Accounting key term project

Key term 1 Job-order costing system

This is a costing system where an organization is producing different components to assemble a particular product. It is also applicable where the organization produces different products each period. The system is used where the products being manufactured are big enough such that the costs of each component can be estimated. This method is mostly applicable where the customers make orders of a particular quantity of products. It is also applied where the company is producing products by incorporating different parts from different processes or suppliers. Each job is valued according to the costs involved (Lewis, 1993).

The entire system of manufacturing the product is evaluated to determine the total costs of the product. The variable costs are calculated to determine the amount used on each particular item. The fixed costs are distributed equally among the jobs to estimate the actual costs used to produce particular products. Each stage of production is evaluated to determine the costs involved. The value of the product is calculated at each level to determine the value added to the item at each stage. The costs are distributed according to the stage of production and the profits can be evaluated for each stage of production. Costs centres can be established using this method of costing and this enables the organization determine the actual costs of producing particular items. Profit centers are also determined to evaluate the departments which create profits to the organization (Lewis, 1993).

Job order costing is used in all types of businesses. The service industry uses this system to accumulate the costs to account and bill the services provided to the customers. The International Standards of Accounting gives the procedures of computing job order costs for both manufacturing as well as the service industry. The job order costing system evaluates the direct materials, direct labour and overheads used in manufacturing particular products. The disadvantage of this method is that some processes may be overvalued or undervalued when estimating the manufacturing overheads. The direct materials and labor can be easily determined since solid figures are recorded by the firm (Antos  Brimson, 1999).
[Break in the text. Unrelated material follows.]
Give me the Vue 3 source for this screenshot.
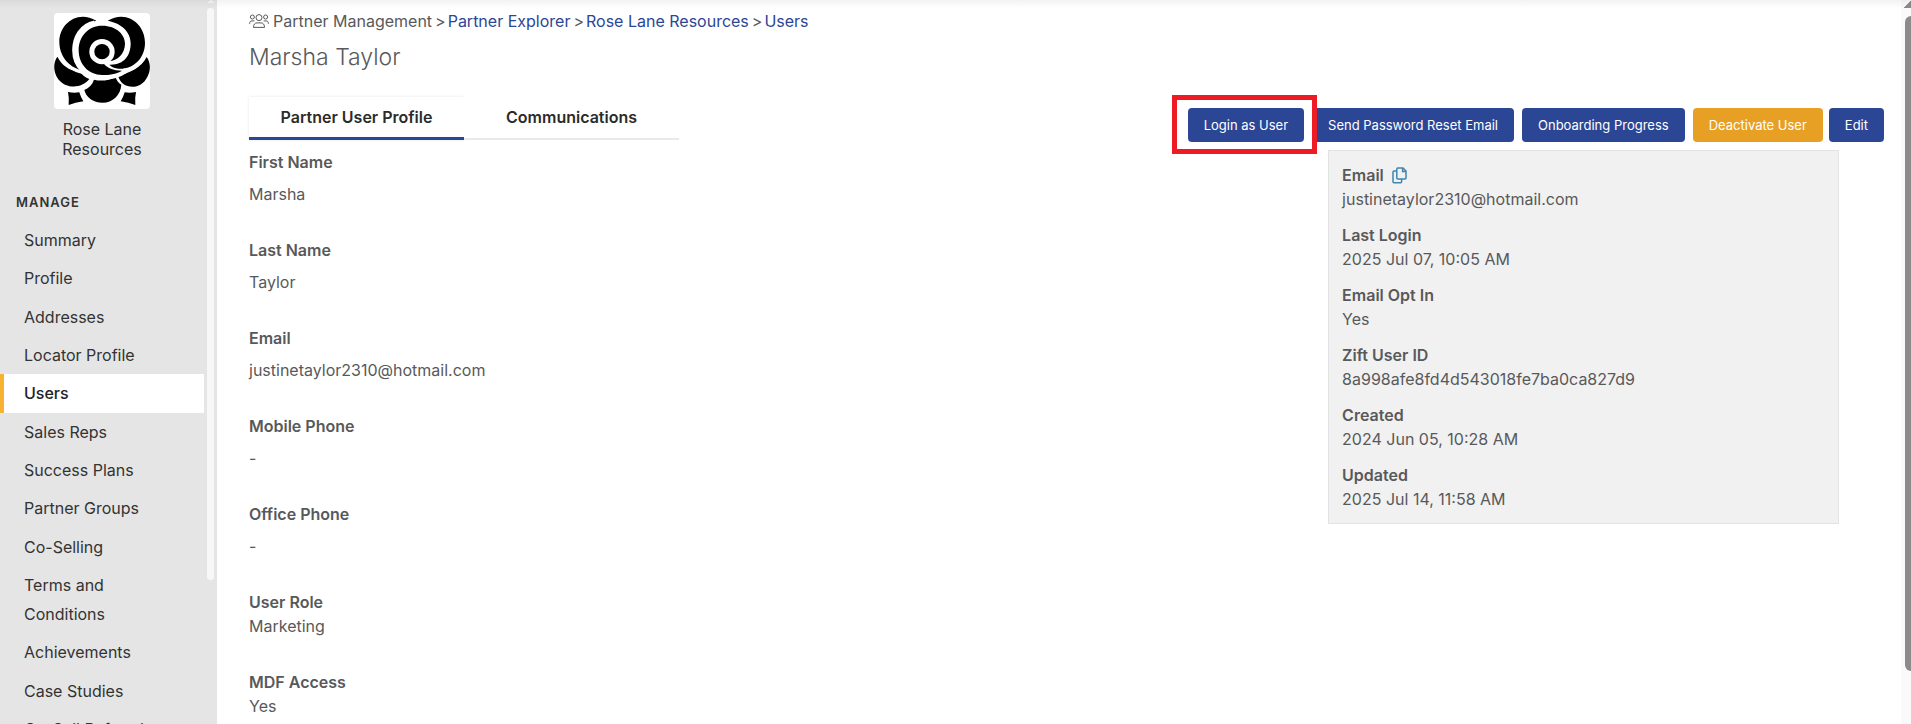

Through this system, all costs are traced to the particular jobs. The costs of the job are divided by the number of units in the particular job to obtain the average cost per unit. The process of cost assignment should be carefully done to avoid assigning costs to jobs not processed by the system in a particular period of time. Record keeping is important to ensure jobs are costed accordingly. Companies producing different products have a big task to separate all the costs involved in producing each particular product. Companies producing a single product have a simpler duty since the costs can be determined more easily (Lewis, 1993).
An example of an organization using job order costing is Vilas-LaMesa Company. The web link for this information is accountingformanagement.com. Vilas-LaMesa Company has provided the General and Factory Ledger for the two products produced. The costing for each product has been given to determine the costs as well as the profits for each product. The two products require two raw materials. These costs have been computed to show the distribution of costs to all the departments (Lewis, 1993).

Key term 2 Variable costing

The variable costing system treats the costs of production that varies with the output as product costs. The fixed manufacturing costs are not considered in the computation of the product costs. The variable costs of production are direct materials, direct labour and the variable overheads. The fixed costs are considered as period costs and are not included in the computation of the total product costs. The cost of goods sold does not reflect the fixed overhead costs. Some authors call the variable costing system the marginal or direct costing system. Selling and administrative costs are not considered as product costs. The fixed costs are expensed in the period they were incurred (Hussey, 1999).

The advantage of this system is that the data for Cost Volume Profit (CVP) analysis can be obtained from the variable costing computations. Under this system, profits for particular period are not affected by change in inventory. The profits are related to the sales under the variable costing holding other factors constant. This system of cost accounting creates emphasis on the impact of fixed costs. The total fixed costs are given on the income systems but they are not absorbed in the total product costs. The costing system makes it easier to evaluate the actual profitability of each product, customer and other departments of the organization. Fixed costs do not contribute to the actual profits of the organization and to include them in the total costs will give an obscured profit. Variable costing is useful in applying cost control methods. Standard costs and flexible budgets can be computed easily using the knowledge of variable costing (Antos  Brimson, 1999).
Variable costing system is used for internal management only. Some of the uses of this system are determination of income, valuing inventory, cost analysis, Break Even analysis, Cost Volume Analysis and making short term decisions. External reports do not require the use of variable costing system (Hussey, 1999).

This system has the disadvantage that the manager assumes that variable costs are composed of the unit product costs. Unit product costs are made up of both the fixed and variable costs. The system of variable costing does not include variable costs in the computation of the total costs. Therefore, this system becomes inefficient in displacing the fixed costs from the total product costs (Antos  Brimson, 1999).

An example of a company using variable costs is Daimler AG. The website link for this information is principlesofaccounting.com. The company manufactures vehicles and uses the variable costing system to determine internal decisions. The fixed administrative and operational costs are not used to determine the variable cost. The company has used this system to determine the value of its inventories. The German company has been successful in application of this system (Hussey, 1999).